### Aim of the exercise
Scan the material and copy every line in which "styles" appears.

### Given information
■ ■ ■ ■
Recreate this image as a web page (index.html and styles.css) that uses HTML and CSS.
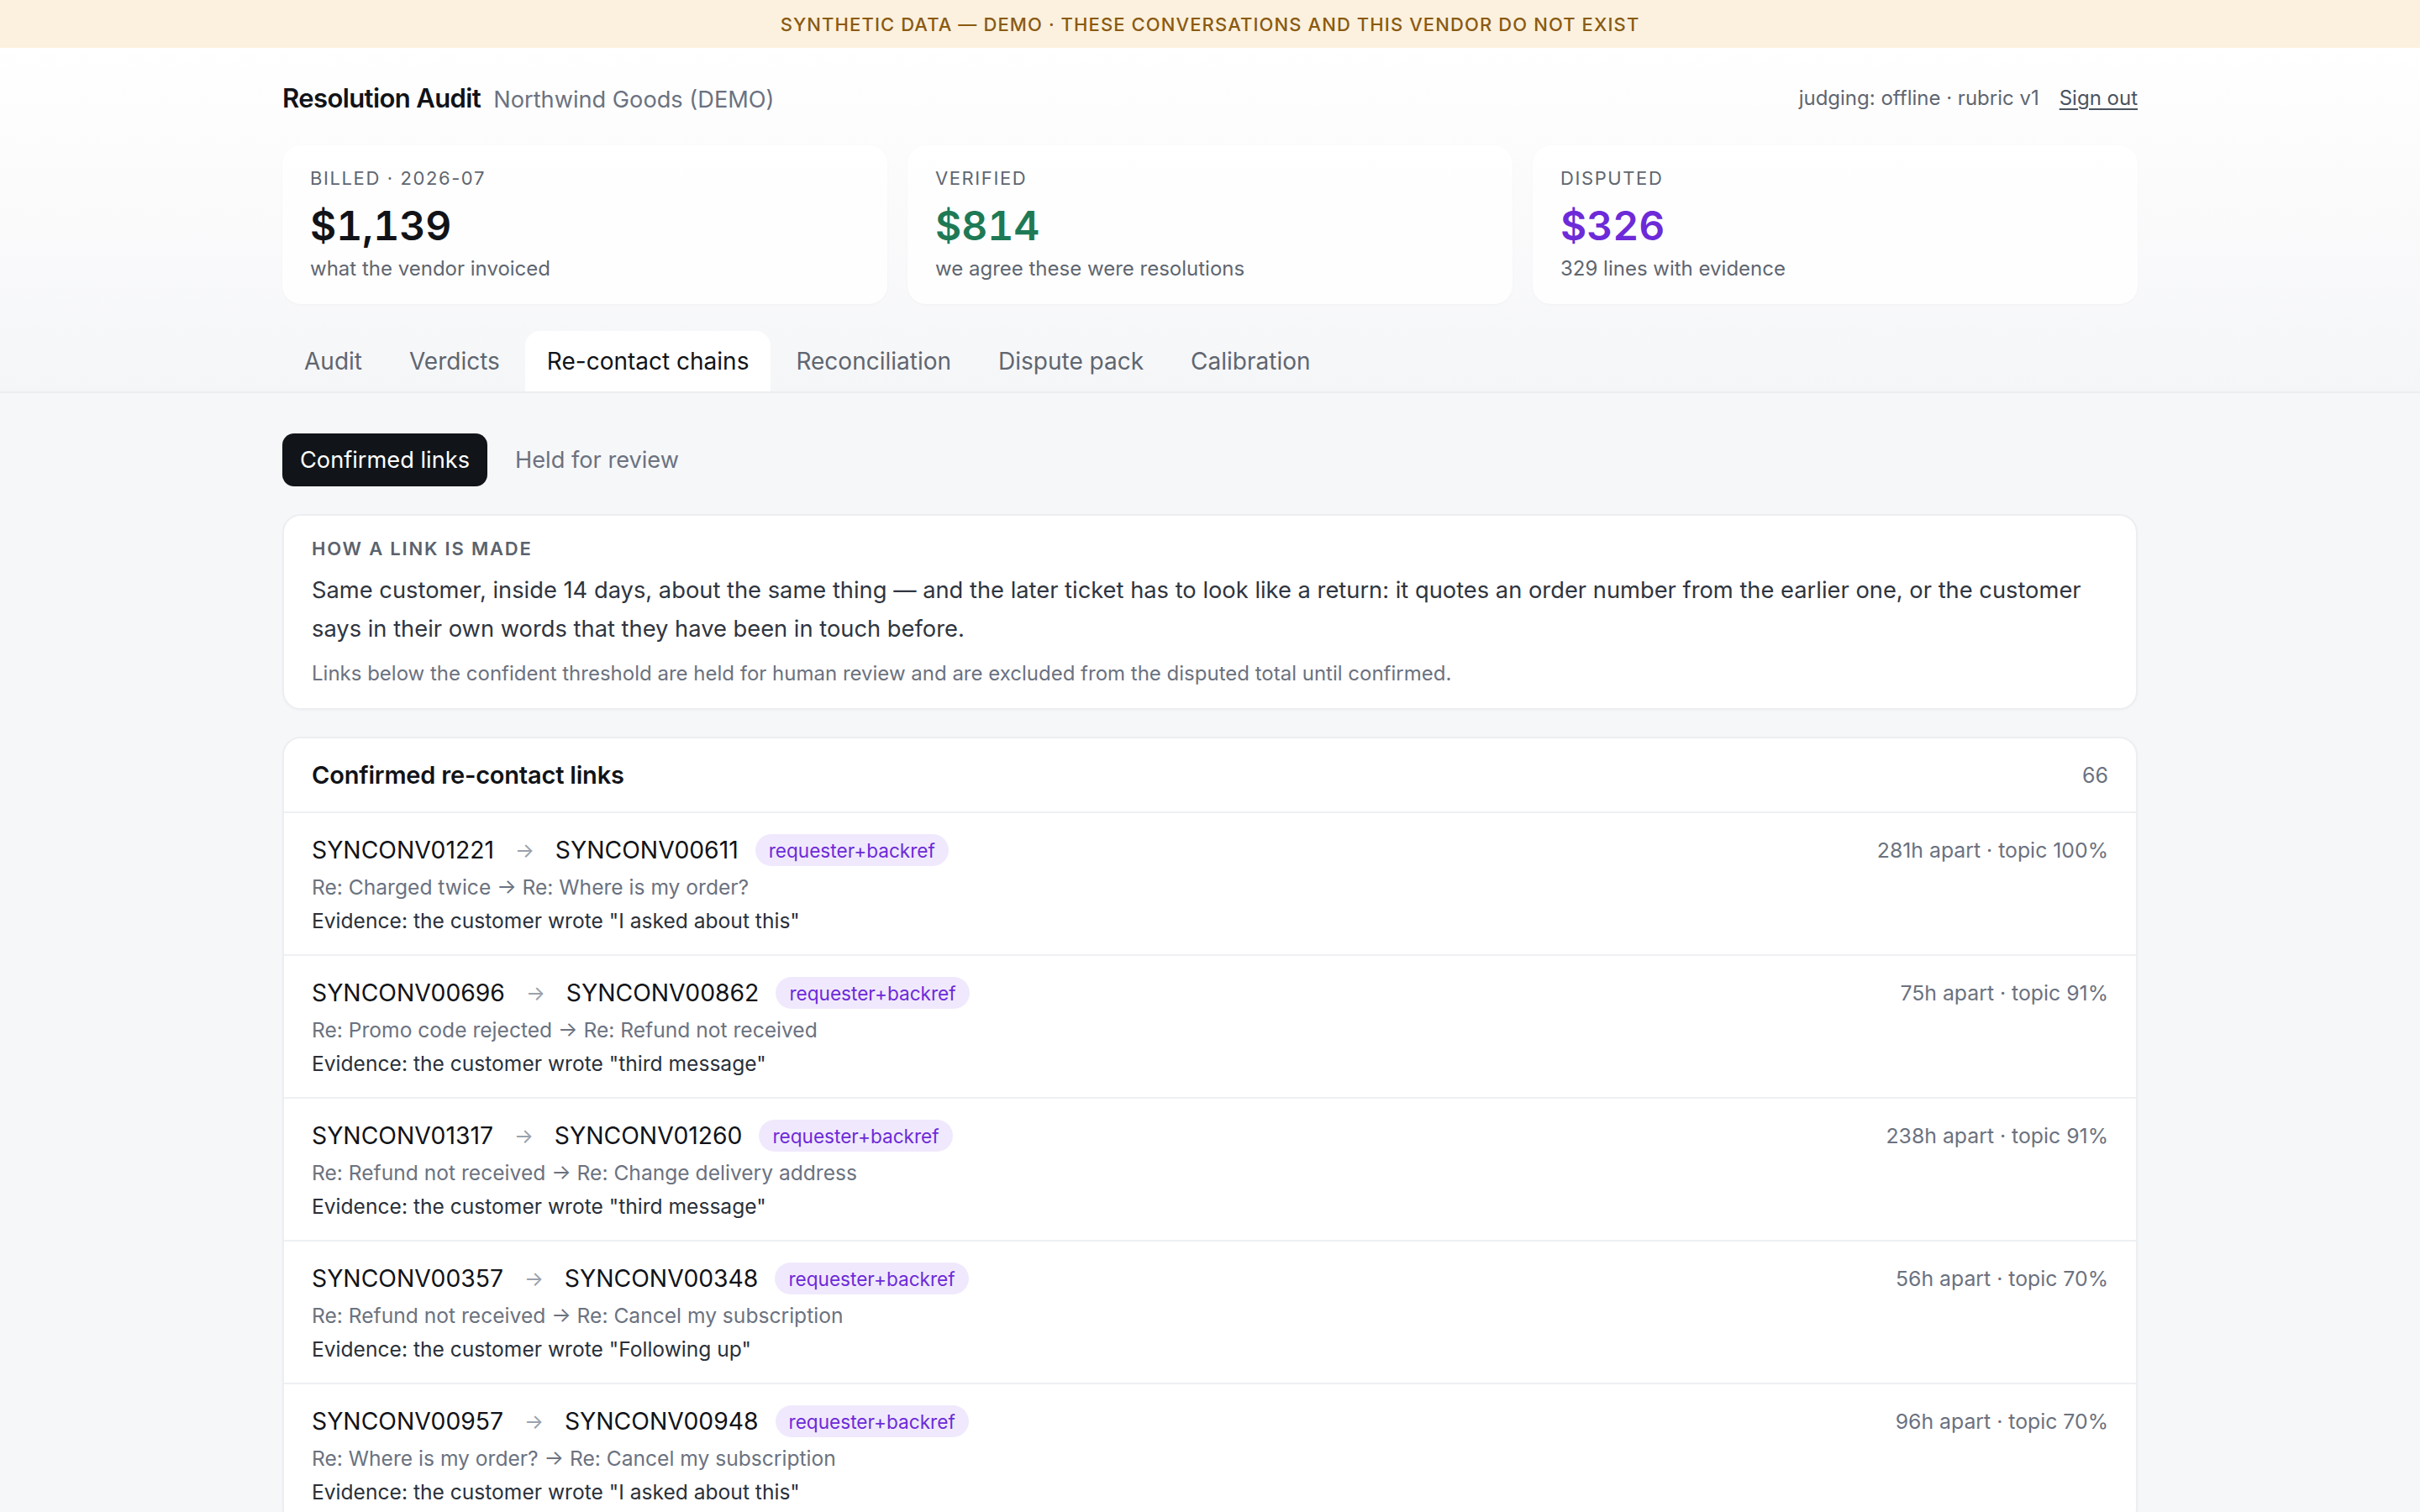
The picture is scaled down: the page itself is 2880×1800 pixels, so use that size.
FILE: index.html
```html
<!DOCTYPE html>
<html lang="en">
<head>
<meta charset="utf-8">
<title>Resolution Audit — Northwind Goods (DEMO)</title>
<link rel="stylesheet" href="styles.css">
</head>
<body>
<div class="banner">SYNTHETIC DATA — DEMO · THESE CONVERSATIONS AND THIS VENDOR DO NOT EXIST</div>
<header class="top">
  <div class="wrap">
    <div class="titlebar">
      <div class="brand">
        <span class="brand-name">Resolution Audit</span>
        <span class="brand-vendor">Northwind Goods (DEMO)</span>
      </div>
      <div class="session">
        <span>judging: offline · rubric v1</span>
        <a class="signout" href="#">Sign out</a>
      </div>
    </div>
    <div class="stats">
      <div class="stat">
        <div class="stat-label">BILLED · 2026-07</div>
        <div class="stat-value">$1,139</div>
        <div class="stat-sub">what the vendor invoiced</div>
      </div>
      <div class="stat">
        <div class="stat-label">VERIFIED</div>
        <div class="stat-value green">$814</div>
        <div class="stat-sub">we agree these were resolutions</div>
      </div>
      <div class="stat">
        <div class="stat-label">DISPUTED</div>
        <div class="stat-value purple">$326</div>
        <div class="stat-sub">329 lines with evidence</div>
      </div>
    </div>
    <nav class="tabs">
      <a class="tab" href="#">Audit</a>
      <a class="tab" href="#">Verdicts</a>
      <a class="tab active" href="#">Re-contact chains</a>
      <a class="tab" href="#">Reconciliation</a>
      <a class="tab" href="#">Dispute pack</a>
      <a class="tab" href="#">Calibration</a>
    </nav>
  </div>
</header>
<main class="wrap main">
  <div class="seg">
    <button class="seg-btn on">Confirmed links</button>
    <button class="seg-btn">Held for review</button>
  </div>

  <section class="card info">
    <div class="info-title">HOW A LINK IS MADE</div>
    <p class="info-body">Same customer, inside 14 days, about the same thing — and the later ticket has to look like a return: it quotes an order number from the earlier one, or the customer says in their own words that they have been in touch before.</p>
    <p class="info-note">Links below the confident threshold are held for human review and are excluded from the disputed total until confirmed.</p>
  </section>

  <section class="card list">
    <div class="list-head">
      <span class="list-title">Confirmed re-contact links</span>
      <span class="list-count">66</span>
    </div>

    <div class="row">
      <div class="row-top">
        <div class="ids">
          <span class="id">SYNCONV01221</span><span class="arrow">→</span><span class="id">SYNCONV00611</span>
          <span class="pill">requester+backref</span>
        </div>
        <span class="meta">281h apart · topic 100%</span>
      </div>
      <div class="subj">Re: Charged twice → Re: Where is my order?</div>
      <div class="evid">Evidence: the customer wrote "I asked about this"</div>
    </div>

    <div class="row">
      <div class="row-top">
        <div class="ids">
          <span class="id">SYNCONV00696</span><span class="arrow">→</span><span class="id">SYNCONV00862</span>
          <span class="pill">requester+backref</span>
        </div>
        <span class="meta">75h apart · topic 91%</span>
      </div>
      <div class="subj">Re: Promo code rejected → Re: Refund not received</div>
      <div class="evid">Evidence: the customer wrote "third message"</div>
    </div>

    <div class="row">
      <div class="row-top">
        <div class="ids">
          <span class="id">SYNCONV01317</span><span class="arrow">→</span><span class="id">SYNCONV01260</span>
          <span class="pill">requester+backref</span>
        </div>
        <span class="meta">238h apart · topic 91%</span>
      </div>
      <div class="subj">Re: Refund not received → Re: Change delivery address</div>
      <div class="evid">Evidence: the customer wrote "third message"</div>
    </div>

    <div class="row">
      <div class="row-top">
        <div class="ids">
          <span class="id">SYNCONV00357</span><span class="arrow">→</span><span class="id">SYNCONV00348</span>
          <span class="pill">requester+backref</span>
        </div>
        <span class="meta">56h apart · topic 70%</span>
      </div>
      <div class="subj">Re: Refund not received → Re: Cancel my subscription</div>
      <div class="evid">Evidence: the customer wrote "Following up"</div>
    </div>

    <div class="row">
      <div class="row-top">
        <div class="ids">
          <span class="id">SYNCONV00957</span><span class="arrow">→</span><span class="id">SYNCONV00948</span>
          <span class="pill">requester+backref</span>
        </div>
        <span class="meta">96h apart · topic 70%</span>
      </div>
      <div class="subj">Re: Where is my order? → Re: Cancel my subscription</div>
      <div class="evid">Evidence: the customer wrote "I asked about this"</div>
    </div>
  </section>
</main>
</body>
</html>
```

FILE: styles.css
```css
* { box-sizing: border-box; }

html, body {
  margin: 0;
  padding: 0;
}

body {
  font-family: Inter, "Noto Sans", "Liberation Sans", sans-serif;
  background: #f6f7f9;
  color: #111827;
  -webkit-font-smoothing: antialiased;
}

.banner {
  height: 57px;
  display: flex;
  align-items: center;
  justify-content: center;
  background: #fcf1de;
  color: #8a5a12;
  font-size: 22px;
  letter-spacing: 1.1px;
  font-weight: 500;
}

.top {
  background: linear-gradient(180deg, #ffffff 0%, #fbfbfc 40%, #f5f6f8 100%);
  border-bottom: 2px solid #eceef1;
}

.wrap {
  max-width: 2208px;
  margin: 0 auto;
}

.titlebar {
  display: flex;
  align-items: center;
  justify-content: space-between;
  padding-top: 39px;
  height: 79px;
}

.brand {
  display: flex;
  align-items: baseline;
  gap: 15px;
}

.brand-name {
  font-size: 31px;
  font-weight: 600;
  letter-spacing: -0.6px;
  color: #111318;
}

.brand-vendor {
  font-size: 27.2px;
  color: #6b7280;
}

.session {
  display: flex;
  align-items: baseline;
  gap: 24px;
  font-size: 24px;
  color: #5f6670;
}

.signout {
  color: #4b5360;
  text-decoration: underline;
  text-underline-offset: 4px;
}

.stats {
  display: grid;
  grid-template-columns: repeat(3, 1fr);
  gap: 24px;
  margin-top: 37px;
}

.stat {
  background: rgba(255, 255, 255, 0.8);
  border-radius: 22px;
  padding: 24px 33px 25px;
  box-shadow: 0 1px 3px rgba(17, 24, 39, 0.03);
}

.stat-label {
  font-size: 22px;
  line-height: 30px;
  letter-spacing: 1.6px;
  color: #5f6670;
}

.stat-value {
  margin-top: 14px;
  font-size: 48px;
  line-height: 56px;
  font-weight: 600;
  letter-spacing: 0;
  font-variant-numeric: tabular-nums;
  color: #111318;
}

.stat-value.green { color: #1e7a55; }
.stat-value.purple { color: #6d2ad8; }

.stat-sub {
  margin-top: 6px;
  font-size: 24px;
  line-height: 34px;
  color: #5f6670;
}

.tabs {
  display: flex;
  gap: 4px;
  margin-top: 32px;
}

.tab {
  display: block;
  padding: 18px 26px;
  line-height: 36px;
  font-size: 28px;
  color: #5f6670;
  text-decoration: none;
  border-radius: 18px 18px 0 0;
}

.tab.active {
  background: #ffffff;
  color: #111318;
}

.main {
  padding-top: 48px;
  padding-bottom: 60px;
}

.seg {
  display: flex;
  gap: 12px;
}

.seg-btn {
  font-family: inherit;
  font-size: 27.2px;
  line-height: 37px;
  padding: 13px 21px;
  border: 0;
  border-radius: 14px;
  background: transparent;
  color: #6b7280;
}

.seg-btn.on {
  background: #111418;
  color: #ffffff;
}

.card {
  background: #ffffff;
  border: 2px solid #eceef1;
  border-radius: 22px;
  box-shadow: 0 1px 3px rgba(17, 24, 39, 0.03);
}

.info {
  margin-top: 33px;
  padding: 24px 33px 23px;
}

.info-title {
  font-size: 22px;
  line-height: 31px;
  font-weight: 600;
  letter-spacing: 1.8px;
  color: #5a626d;
}

.info-body {
  margin: 11px 0 0;
  font-size: 27.3px;
  line-height: 46px;
  color: #2f3540;
}

.info-note {
  margin: 12px 0 0;
  font-size: 24px;
  line-height: 36px;
  color: #6b7280;
}

.list {
  margin-top: 32px;
  overflow: hidden;
}

.list-head {
  height: 89px;
  display: flex;
  align-items: center;
  justify-content: space-between;
  padding: 0 33px;
  border-bottom: 2px solid #eef0f3;
}

.list-title {
  font-size: 29px;
  font-weight: 600;
  letter-spacing: -0.2px;
  color: #111318;
}

.list-count {
  font-size: 25px;
  color: #6b7280;
}

.row {
  padding: 24px 33px 20px;
  border-bottom: 2px solid #eef0f3;
}

.row:last-child { border-bottom: 0; }

.row-top {
  display: flex;
  align-items: center;
  justify-content: space-between;
  height: 40px;
}

.ids {
  display: flex;
  align-items: center;
}

.id {
  font-size: 28.3px;
  color: #111318;
}

.arrow {
  font-size: 24px;
  color: #9aa1ab;
  margin: 0 25px;
}

.pill {
  margin-left: 20px;
  height: 38px;
  display: inline-flex;
  align-items: center;
  padding: 0 16px;
  border-radius: 19px;
  background: #f0e9fd;
  color: #6d2ad8;
  font-size: 22.6px;
}

.meta {
  font-size: 24.8px;
  color: #6b7280;
}

.subj {
  margin-top: 4px;
  font-size: 24.6px;
  line-height: 40px;
  color: #6b7280;
}

.evid {
  font-size: 24.6px;
  line-height: 40px;
  color: #2a303a;
}
```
■ ■ ■ ■
### Answer to the problem
Recreate this image as a web page (index.html and styles.css) that uses HTML and CSS.
<link rel="stylesheet" href="styles.css">
FILE: styles.css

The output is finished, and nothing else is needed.